> **Required work**
Gather every line below where "components" appears.
-- Materials provided start --
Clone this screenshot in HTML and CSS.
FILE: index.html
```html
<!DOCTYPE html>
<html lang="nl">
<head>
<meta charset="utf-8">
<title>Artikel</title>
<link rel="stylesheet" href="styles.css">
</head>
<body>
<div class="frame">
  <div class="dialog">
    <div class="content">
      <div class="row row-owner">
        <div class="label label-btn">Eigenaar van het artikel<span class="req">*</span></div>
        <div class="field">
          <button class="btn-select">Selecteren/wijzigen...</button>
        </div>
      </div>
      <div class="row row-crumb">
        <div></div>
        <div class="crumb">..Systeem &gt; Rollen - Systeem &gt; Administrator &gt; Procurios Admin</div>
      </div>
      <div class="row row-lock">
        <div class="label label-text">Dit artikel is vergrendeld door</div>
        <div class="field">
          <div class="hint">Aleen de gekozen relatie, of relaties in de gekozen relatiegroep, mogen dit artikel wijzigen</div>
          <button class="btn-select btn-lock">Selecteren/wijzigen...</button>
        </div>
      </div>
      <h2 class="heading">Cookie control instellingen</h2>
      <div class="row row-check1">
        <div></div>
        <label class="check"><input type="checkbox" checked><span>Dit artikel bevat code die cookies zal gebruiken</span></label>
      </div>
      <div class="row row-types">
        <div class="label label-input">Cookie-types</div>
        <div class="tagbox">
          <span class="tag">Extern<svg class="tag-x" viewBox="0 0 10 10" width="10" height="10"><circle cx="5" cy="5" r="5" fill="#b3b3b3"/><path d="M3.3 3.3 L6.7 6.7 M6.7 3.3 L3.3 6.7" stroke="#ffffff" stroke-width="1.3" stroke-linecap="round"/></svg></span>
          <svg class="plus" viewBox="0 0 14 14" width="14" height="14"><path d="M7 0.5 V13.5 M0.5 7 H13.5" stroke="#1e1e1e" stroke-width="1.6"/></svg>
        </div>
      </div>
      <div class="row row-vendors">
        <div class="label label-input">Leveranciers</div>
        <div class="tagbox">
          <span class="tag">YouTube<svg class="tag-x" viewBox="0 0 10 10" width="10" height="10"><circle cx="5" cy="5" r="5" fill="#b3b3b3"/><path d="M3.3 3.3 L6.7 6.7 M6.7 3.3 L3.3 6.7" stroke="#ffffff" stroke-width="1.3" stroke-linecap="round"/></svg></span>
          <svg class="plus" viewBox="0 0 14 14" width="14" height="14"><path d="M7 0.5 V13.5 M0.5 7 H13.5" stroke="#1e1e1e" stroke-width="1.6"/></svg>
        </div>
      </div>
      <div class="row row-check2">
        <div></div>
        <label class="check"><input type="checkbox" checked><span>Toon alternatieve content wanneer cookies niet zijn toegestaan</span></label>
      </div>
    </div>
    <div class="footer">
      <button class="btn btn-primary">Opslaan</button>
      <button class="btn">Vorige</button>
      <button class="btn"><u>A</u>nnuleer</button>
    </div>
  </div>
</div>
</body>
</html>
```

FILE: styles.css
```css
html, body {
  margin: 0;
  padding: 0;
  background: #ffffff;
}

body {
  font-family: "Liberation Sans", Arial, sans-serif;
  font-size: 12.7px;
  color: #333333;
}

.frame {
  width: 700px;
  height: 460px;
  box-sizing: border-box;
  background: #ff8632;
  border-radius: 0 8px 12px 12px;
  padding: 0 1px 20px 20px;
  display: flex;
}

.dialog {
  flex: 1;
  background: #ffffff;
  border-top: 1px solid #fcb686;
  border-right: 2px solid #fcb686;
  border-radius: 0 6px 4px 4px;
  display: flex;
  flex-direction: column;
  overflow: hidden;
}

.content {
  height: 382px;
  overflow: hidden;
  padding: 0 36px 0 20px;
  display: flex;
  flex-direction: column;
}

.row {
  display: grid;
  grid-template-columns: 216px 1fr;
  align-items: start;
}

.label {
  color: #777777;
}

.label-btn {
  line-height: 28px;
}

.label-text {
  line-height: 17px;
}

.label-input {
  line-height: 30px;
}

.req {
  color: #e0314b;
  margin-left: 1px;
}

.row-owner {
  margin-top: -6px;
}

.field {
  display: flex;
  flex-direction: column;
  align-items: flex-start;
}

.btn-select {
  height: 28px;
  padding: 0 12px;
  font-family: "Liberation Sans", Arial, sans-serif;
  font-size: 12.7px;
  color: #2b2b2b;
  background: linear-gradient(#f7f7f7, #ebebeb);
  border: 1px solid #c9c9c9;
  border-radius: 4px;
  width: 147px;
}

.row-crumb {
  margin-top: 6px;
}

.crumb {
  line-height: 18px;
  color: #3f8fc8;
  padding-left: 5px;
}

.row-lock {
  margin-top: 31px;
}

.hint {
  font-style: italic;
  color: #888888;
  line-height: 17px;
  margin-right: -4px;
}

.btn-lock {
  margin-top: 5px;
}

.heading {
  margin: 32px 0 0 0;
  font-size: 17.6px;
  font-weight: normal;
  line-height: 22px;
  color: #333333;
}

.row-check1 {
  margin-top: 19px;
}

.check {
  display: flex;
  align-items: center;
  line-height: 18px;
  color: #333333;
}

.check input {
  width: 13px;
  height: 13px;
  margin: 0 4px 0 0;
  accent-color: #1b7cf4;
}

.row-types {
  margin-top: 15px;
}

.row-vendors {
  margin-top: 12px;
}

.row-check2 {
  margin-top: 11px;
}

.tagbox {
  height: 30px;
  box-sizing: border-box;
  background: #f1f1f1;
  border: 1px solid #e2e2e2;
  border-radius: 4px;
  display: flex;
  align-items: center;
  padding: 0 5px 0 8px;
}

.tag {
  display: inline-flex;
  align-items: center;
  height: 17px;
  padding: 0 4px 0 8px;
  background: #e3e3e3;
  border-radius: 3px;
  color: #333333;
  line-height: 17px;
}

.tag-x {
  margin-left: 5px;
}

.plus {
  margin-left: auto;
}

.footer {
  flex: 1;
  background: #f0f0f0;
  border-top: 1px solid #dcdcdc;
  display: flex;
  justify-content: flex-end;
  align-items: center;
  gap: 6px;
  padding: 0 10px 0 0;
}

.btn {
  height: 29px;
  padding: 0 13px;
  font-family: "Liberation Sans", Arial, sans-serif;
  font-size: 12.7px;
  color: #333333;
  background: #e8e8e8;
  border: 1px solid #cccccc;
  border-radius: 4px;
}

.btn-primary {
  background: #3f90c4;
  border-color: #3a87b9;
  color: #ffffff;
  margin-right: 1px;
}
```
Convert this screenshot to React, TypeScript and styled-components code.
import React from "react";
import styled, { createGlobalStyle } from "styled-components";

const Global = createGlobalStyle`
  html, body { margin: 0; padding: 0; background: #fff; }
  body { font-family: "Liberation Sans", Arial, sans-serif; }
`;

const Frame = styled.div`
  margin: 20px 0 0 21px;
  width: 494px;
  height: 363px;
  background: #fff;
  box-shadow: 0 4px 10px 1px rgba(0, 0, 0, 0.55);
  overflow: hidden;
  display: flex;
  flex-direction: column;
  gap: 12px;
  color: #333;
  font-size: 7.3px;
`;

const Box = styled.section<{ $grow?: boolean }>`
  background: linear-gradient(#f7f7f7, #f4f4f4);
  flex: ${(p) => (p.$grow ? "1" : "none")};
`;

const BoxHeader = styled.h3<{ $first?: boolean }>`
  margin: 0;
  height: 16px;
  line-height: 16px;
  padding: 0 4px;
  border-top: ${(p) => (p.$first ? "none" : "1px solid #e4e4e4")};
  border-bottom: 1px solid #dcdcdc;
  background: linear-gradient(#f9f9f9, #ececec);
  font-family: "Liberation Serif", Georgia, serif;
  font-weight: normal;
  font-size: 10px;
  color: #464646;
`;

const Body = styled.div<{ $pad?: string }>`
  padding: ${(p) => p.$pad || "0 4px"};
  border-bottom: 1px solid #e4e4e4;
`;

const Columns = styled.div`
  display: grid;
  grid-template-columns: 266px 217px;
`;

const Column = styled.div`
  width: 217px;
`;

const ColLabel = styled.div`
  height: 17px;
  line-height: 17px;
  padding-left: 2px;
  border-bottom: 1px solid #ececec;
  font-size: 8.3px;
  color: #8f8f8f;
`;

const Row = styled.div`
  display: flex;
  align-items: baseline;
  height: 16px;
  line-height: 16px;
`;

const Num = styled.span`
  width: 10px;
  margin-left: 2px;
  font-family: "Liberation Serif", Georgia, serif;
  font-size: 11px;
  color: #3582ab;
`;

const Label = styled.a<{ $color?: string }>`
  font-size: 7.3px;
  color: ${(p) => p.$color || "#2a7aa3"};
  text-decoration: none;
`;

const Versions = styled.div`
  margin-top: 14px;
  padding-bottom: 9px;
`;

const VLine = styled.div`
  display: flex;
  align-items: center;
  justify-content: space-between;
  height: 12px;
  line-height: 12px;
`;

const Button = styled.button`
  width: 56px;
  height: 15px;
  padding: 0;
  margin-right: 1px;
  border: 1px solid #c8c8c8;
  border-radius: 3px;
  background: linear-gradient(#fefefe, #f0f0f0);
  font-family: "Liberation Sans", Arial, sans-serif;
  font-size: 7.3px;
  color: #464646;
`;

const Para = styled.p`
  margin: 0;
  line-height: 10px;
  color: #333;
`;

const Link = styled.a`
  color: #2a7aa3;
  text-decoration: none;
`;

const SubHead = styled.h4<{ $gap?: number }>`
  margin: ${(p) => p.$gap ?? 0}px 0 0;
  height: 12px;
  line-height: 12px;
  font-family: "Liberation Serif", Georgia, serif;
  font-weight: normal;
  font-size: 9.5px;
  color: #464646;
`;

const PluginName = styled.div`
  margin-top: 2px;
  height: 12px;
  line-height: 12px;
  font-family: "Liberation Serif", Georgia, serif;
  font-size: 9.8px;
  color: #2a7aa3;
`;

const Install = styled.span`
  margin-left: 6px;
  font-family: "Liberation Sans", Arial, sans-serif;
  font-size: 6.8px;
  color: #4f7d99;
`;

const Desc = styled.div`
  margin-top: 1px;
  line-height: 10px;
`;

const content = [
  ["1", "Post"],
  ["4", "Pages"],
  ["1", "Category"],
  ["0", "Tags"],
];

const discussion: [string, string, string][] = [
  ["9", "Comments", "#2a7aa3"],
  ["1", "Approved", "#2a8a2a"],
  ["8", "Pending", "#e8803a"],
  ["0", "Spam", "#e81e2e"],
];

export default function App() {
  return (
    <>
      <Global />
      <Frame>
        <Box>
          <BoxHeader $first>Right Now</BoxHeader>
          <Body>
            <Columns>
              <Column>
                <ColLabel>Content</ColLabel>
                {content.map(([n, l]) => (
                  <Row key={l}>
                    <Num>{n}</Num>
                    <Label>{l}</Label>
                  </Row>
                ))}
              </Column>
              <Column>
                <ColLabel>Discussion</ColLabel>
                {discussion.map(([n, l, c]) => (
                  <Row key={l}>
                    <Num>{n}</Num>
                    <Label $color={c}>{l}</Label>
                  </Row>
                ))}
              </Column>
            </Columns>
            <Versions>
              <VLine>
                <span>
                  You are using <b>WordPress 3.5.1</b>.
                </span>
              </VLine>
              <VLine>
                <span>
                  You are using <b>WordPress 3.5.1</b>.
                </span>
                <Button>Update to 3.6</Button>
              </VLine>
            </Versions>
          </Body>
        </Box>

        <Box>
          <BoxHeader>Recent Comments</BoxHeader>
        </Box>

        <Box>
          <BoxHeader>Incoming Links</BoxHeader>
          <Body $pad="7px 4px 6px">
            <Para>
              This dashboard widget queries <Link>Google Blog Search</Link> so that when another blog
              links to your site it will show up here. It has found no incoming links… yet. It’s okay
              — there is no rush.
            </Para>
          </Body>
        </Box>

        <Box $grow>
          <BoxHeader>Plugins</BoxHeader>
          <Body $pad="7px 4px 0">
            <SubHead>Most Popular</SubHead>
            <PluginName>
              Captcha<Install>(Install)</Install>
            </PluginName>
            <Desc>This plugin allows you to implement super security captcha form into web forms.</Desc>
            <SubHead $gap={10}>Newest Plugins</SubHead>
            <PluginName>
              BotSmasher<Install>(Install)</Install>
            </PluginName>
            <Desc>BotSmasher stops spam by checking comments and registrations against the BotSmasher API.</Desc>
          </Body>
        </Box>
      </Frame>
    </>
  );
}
-- Materials provided end --
> **The completed task**
Convert this screenshot to React, TypeScript and styled-components code.
import styled, { createGlobalStyle } from "styled-components";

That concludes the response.